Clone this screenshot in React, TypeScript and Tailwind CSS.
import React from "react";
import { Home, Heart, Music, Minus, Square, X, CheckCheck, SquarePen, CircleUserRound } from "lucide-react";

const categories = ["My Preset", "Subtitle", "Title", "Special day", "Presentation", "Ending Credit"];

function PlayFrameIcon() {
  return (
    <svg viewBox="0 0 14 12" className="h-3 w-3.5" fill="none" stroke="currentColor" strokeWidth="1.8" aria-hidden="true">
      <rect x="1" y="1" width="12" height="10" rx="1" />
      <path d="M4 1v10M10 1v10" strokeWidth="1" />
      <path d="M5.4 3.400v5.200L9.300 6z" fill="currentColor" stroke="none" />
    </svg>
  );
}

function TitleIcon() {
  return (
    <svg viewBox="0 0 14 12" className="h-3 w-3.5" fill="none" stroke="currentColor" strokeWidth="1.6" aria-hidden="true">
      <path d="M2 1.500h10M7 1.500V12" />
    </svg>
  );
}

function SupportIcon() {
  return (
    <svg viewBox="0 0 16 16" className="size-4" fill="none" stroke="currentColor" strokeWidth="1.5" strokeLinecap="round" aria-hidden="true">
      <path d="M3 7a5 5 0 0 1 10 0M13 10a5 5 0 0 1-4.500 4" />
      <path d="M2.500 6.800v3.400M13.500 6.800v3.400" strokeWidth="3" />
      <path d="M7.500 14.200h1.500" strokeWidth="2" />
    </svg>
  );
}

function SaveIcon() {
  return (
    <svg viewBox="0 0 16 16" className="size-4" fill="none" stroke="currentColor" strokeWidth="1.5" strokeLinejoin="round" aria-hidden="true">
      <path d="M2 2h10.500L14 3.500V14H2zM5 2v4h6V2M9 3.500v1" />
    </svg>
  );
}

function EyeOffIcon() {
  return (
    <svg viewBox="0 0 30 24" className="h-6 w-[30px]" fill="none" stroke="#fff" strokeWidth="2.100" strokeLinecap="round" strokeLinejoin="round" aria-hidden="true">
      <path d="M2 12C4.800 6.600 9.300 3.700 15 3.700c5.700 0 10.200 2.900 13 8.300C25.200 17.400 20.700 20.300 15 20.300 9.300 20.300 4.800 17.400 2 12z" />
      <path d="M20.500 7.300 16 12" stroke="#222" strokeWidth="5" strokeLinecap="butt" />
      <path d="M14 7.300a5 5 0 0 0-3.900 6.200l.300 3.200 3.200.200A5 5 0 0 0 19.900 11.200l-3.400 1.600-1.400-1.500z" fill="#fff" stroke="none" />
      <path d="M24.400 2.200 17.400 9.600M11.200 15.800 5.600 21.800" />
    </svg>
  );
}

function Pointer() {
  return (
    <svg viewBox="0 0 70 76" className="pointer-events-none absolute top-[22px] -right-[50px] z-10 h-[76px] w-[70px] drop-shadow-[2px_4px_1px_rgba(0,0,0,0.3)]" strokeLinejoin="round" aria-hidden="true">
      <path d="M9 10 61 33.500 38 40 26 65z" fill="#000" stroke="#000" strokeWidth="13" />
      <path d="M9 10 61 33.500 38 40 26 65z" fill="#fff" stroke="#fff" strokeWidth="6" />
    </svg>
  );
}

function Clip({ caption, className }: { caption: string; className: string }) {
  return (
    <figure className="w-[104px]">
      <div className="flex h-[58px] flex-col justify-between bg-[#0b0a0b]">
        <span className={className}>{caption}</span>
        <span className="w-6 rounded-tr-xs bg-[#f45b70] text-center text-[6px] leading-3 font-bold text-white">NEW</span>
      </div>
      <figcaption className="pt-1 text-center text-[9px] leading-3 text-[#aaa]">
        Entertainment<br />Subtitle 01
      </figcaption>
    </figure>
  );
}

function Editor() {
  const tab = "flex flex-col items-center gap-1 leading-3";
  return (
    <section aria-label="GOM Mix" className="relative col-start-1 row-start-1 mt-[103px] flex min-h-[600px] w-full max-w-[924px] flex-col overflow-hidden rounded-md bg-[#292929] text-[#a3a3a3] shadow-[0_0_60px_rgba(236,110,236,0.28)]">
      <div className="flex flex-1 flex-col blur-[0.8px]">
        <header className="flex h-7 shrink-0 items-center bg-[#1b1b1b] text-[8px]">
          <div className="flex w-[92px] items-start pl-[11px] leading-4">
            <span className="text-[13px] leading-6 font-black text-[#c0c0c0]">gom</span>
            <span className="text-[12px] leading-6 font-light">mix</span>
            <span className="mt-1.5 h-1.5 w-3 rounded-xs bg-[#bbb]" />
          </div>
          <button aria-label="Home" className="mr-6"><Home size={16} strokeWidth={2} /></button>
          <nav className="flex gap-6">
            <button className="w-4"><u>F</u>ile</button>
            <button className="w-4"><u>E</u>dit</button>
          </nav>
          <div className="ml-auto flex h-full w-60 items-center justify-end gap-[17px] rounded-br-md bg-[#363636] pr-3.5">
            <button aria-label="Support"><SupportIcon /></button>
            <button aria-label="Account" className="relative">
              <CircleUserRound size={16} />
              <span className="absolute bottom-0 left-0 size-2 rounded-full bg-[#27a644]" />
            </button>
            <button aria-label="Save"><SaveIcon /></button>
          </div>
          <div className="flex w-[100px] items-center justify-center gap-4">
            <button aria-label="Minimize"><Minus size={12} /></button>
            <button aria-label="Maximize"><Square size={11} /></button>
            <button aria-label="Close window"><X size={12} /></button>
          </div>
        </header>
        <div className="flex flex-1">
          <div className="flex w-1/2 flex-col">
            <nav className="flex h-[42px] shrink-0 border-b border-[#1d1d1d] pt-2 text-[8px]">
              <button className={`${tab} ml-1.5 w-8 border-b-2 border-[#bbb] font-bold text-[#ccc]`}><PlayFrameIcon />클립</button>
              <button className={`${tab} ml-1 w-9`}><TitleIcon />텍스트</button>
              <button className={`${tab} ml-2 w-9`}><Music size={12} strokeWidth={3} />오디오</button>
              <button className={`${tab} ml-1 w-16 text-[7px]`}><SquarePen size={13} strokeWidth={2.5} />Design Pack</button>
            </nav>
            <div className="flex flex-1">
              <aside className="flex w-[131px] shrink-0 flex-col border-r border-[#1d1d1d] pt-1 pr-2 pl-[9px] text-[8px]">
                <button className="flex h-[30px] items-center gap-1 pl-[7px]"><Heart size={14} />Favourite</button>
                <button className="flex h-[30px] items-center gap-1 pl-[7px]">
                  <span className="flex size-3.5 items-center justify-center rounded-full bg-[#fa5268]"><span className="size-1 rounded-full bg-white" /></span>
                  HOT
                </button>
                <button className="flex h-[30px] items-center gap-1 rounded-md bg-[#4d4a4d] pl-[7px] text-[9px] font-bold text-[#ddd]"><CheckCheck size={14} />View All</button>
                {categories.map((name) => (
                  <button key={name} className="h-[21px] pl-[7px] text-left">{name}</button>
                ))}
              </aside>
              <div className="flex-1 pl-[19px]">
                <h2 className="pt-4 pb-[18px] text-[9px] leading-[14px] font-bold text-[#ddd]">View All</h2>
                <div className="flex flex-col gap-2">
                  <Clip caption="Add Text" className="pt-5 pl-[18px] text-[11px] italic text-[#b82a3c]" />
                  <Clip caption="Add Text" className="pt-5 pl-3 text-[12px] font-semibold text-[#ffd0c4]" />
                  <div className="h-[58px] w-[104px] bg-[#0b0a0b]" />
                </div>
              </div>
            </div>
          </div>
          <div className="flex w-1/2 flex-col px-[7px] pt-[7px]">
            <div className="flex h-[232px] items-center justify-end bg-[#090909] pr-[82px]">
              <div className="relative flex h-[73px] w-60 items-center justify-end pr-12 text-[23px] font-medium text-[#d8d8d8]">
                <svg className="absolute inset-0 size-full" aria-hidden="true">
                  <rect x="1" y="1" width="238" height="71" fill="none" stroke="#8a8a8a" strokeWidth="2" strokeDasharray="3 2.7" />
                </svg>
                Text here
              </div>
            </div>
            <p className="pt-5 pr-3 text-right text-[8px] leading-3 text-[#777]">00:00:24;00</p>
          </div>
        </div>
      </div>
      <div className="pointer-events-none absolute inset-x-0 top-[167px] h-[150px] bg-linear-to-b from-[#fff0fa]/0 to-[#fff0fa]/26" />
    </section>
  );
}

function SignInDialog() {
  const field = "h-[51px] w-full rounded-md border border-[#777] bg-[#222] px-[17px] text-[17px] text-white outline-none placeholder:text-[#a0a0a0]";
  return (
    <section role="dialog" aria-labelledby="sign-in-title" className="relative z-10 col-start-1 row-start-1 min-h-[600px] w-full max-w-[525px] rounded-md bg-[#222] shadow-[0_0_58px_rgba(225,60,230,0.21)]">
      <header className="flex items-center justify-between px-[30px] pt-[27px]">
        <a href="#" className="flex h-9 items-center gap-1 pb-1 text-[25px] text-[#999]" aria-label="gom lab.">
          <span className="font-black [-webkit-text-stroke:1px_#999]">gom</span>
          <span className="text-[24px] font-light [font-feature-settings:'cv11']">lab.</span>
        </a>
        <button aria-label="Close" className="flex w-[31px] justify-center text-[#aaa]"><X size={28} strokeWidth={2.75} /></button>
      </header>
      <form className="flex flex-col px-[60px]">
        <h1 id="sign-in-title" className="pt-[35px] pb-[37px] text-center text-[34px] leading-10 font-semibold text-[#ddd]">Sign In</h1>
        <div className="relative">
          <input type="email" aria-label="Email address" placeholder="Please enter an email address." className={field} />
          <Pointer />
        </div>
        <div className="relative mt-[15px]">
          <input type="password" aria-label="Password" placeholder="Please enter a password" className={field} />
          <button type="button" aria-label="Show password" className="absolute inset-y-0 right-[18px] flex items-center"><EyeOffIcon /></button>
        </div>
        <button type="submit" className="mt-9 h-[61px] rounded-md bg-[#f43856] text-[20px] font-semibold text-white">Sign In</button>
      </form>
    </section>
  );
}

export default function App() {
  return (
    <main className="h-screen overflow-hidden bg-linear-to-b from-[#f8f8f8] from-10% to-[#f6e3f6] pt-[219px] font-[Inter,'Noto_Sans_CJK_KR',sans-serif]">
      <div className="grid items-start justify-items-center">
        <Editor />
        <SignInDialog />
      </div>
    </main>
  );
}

--------------------

Return, please, the lines of the data from the first through the line containing "CheckCheck, SquarePen, CircleUserRound", both kept, exactly as they stand and nothing more.

◆ The solution ◆
Clone this screenshot in React, TypeScript and Tailwind CSS.
import React from "react";
import { Home, Heart, Music, Minus, Square, X, CheckCheck, SquarePen, CircleUserRound } from "lucide-react";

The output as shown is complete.